Le 21 février 1965, Malcolm X prononce un discours dans le quartier de Harlem, à New York, devant un auditoire de 400 personnes, dont son épouse et ses enfants. Le discours commence à peine lorsqu'une dispute éclate dans la foule, un homme en accusant un autre d'avoir les mains dans ses poches. Malcolm X, au micro, les appelle au calme lorsqu'un membre des Black Muslims s'avance vers lui avec un fusil à canon scié ; touché au ventre, Malcolm X tombe en arrière, tandis que deux autres personnes lui tirent 16 fois dessus avec des revolvers.
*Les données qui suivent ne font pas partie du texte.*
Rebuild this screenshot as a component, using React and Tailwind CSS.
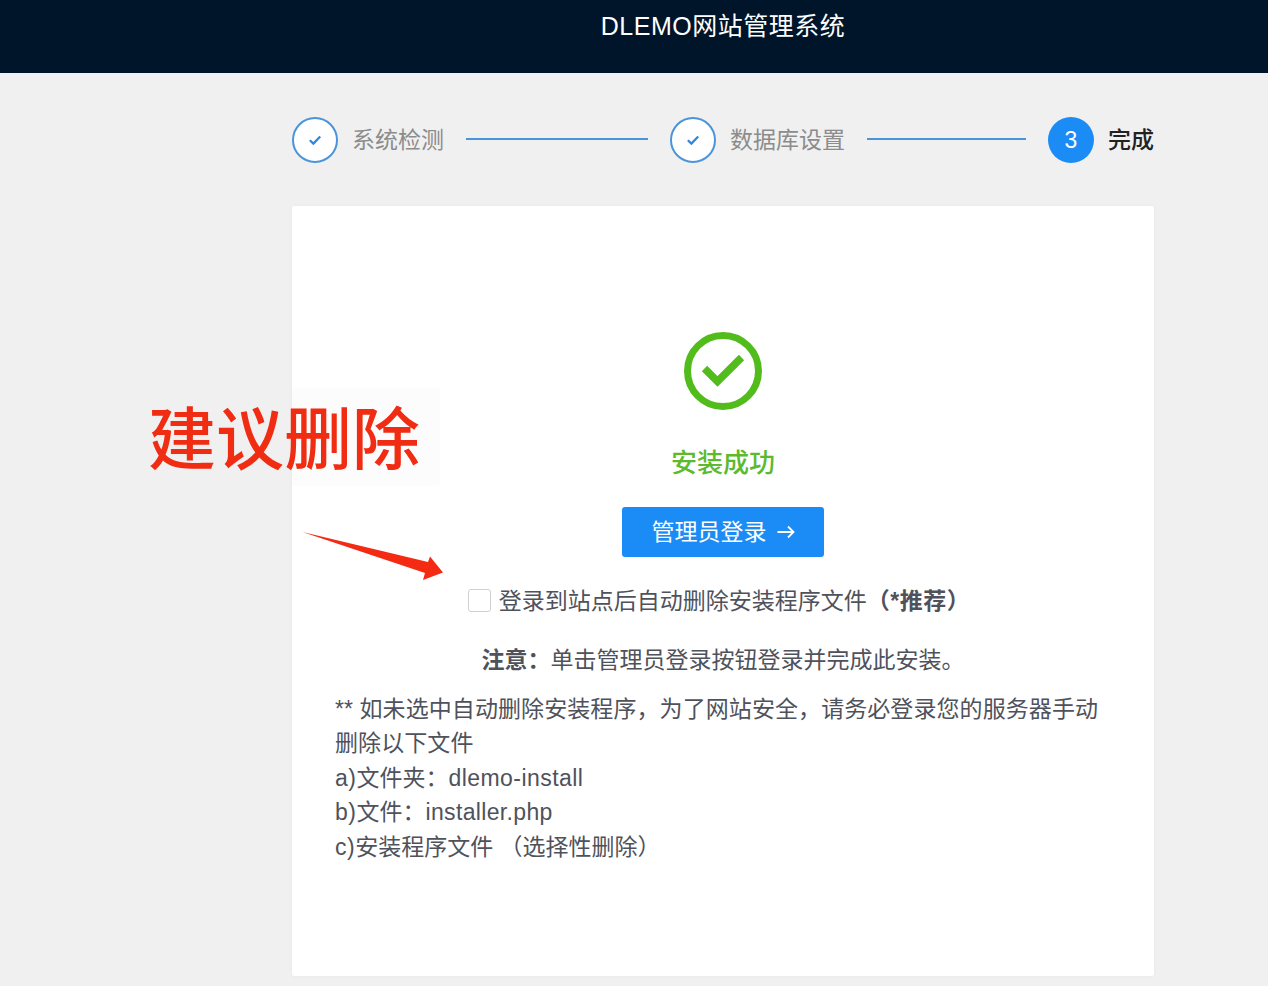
import React from "react";

const fontStack = '"Liberation Sans", "Noto Sans CJK SC", sans-serif';

const CheckIcon = ({ className }) => (
  <svg viewBox="0 0 14 14" className={className} fill="none" stroke="currentColor" strokeWidth="2.2">
    <path d="M1.8 7.2 L5.4 10.6 L12.2 3.6" />
  </svg>
);

const DoneStep = ({ title }) => (
  <div className="flex flex-1 items-center">
    <div className="flex h-[46px] w-[46px] shrink-0 items-center justify-center rounded-full border-2 border-[#4a94dc] bg-white text-[#2f86dc]">
      <CheckIcon className="h-[14px] w-[14px]" />
    </div>
    <span className="ml-[14px] shrink-0 text-[23px] text-[#8c8c8c]">{title}</span>
    <div className="mx-[22px] mb-[2px] h-[2px] flex-1 bg-[#4a94dc]" />
  </div>
);

const Steps = () => (
  <div className="flex h-[46px] items-center">
    <DoneStep title="系统检测" />
    <DoneStep title="数据库设置" />
    <div className="flex items-center">
      <div className="flex h-[46px] w-[46px] items-center justify-center rounded-full bg-[#1b8cf6] text-[23px] text-white">
        3
      </div>
      <span className="ml-[14px] text-[23px] font-medium text-[#222222]">完成</span>
    </div>
  </div>
);

const SuccessIcon = () => (
  <svg viewBox="0 0 80 80" className="h-[80px] w-[80px]" fill="none" stroke="#52bc1c">
    <circle cx="40" cy="40" r="35.5" strokeWidth="7" />
    <path d="M21.5 37.5 L34.5 50.5 L58.5 26.5" strokeWidth="7.5" />
  </svg>
);

const App = () => {
  return (
    <div
      className="relative h-[986px] overflow-hidden bg-[#f0f0f0] text-[23px] leading-[34.5px] text-[#4f525b]"
      style={{ fontFamily: fontStack }}
    >
      <header className="h-[73px] bg-[#001529] pl-[292px]">
        <div className="w-[862px] pt-[9px] text-center text-[25px] leading-[34px] tracking-[0.5px] text-white">
          DLEMO网站管理系统
        </div>
      </header>

      <main className="ml-[292px] w-[862px] pt-[44px]">
        <Steps />

        <div className="mt-[43px] flex h-[770px] flex-col items-center rounded-[2px] bg-white px-[43px] pt-[125px] shadow-[0_0_4px_rgba(0,0,0,0.04)]">
          <SuccessIcon />
          <div className="mt-[35px] text-[26px] font-medium text-[#5cba2c]">安装成功</div>

          <button className="mt-[26px] flex h-[50px] w-[202px] items-center justify-center rounded-[3px] bg-[#1b8cf6] pt-[1px] text-white">
            <span>管理员登录</span>
            <svg viewBox="0 0 18 14" className="ml-[10px] h-[14px] w-[18px]" fill="none" stroke="currentColor" strokeWidth="1.8">
              <path d="M0.5 7 H16.5 M11 1.5 L16.5 7 L11 12.5" />
            </svg>
          </button>

          <label className="mt-[27px] flex items-center pr-[8px]">
            <span className="h-[23px] w-[23px] rounded-[3px] border border-[#d0d0d0] bg-white" />
            <span className="ml-[8px]">
              登录到站点后自动删除安装程序文件<strong className="font-bold tracking-[0.5px]">（*推荐）</strong>
            </span>
          </label>

          <p className="mt-[25px]">
            <strong className="font-bold">注意：</strong>单击管理员登录按钮登录并完成此安装。
          </p>

          <div className="mt-[14px] w-full">
            <p className="tracking-[0.08px]">** 如未选中自动删除安装程序，为了网站安全，请务必登录您的服务器手动删除以下文件</p>
            <p>
              <span className="tracking-[0.5px]">a)</span>文件夹：<span className="tracking-[0.45px]">dlemo-install</span>
            </p>
            <p>
              <span className="tracking-[0.5px]">b)</span>文件：<span className="tracking-[0.35px]">installer.php</span>
            </p>
            <p>
              <span className="tracking-[0.5px]">c)</span>安装程序文件 （选择性删除）
            </p>
          </div>
        </div>
      </main>

      {/* screenshot annotation on top of the page */}
      <div className="absolute left-[128px] top-[388px] flex h-[98px] w-[312px] items-center justify-center rounded-[4px] bg-[#f4eeee]/20 pt-[5px] text-[68px] leading-none font-medium text-[#f02c12]">
        建议删除
      </div>
      <svg viewBox="0 0 150 55" className="absolute left-[300px] top-[530px] h-[55px] w-[150px]">
        <path d="M2.5 2 L128 32 L130 26.5 L143 42.5 L123 50 L125 43 Z" fill="#f42a12" />
      </svg>
    </div>
  );
};

export default App;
Malcolm X décède sur le coup. L'identité des commanditaires reste inconnue, bien que les soupçons se portent principalement sur Nation of Islam, infiltrée par plusieurs agents du FBI qui avaient appris l'existence d'un projet d'assassinat de Malcolm X.

Trois membres de Nation of Islam seront reconnus coupables en 1966 : Norman 3X Butler, Thomas 15X Johnson et Talmadge Hayer. L’organisation elle-même niera toute participation à l’assassinat. « Betty Shabazz [l'épouse de Malcolm X], qui est morte en 1997, a publiquement accusé Farrakhan d’un rôle dans le meurtre ». Celui-ci a admis au début 2007 : « j’ai pu être complice en paroles », tout en niant une implication directe de l’organisation. En 1994, Qubilah Shabazz, une des filles de Malcolm X sera arrêtée et inculpée pour avoir payé un tueur à gage chargé de tuer Farrakhan, accusation abandonnée en 1995. Il a également été envisagé que le FBI ait eu connaissance du projet d’assassinat et l’ait couvert, voire aidé. Cette hypothèse a été reprise par la NoI.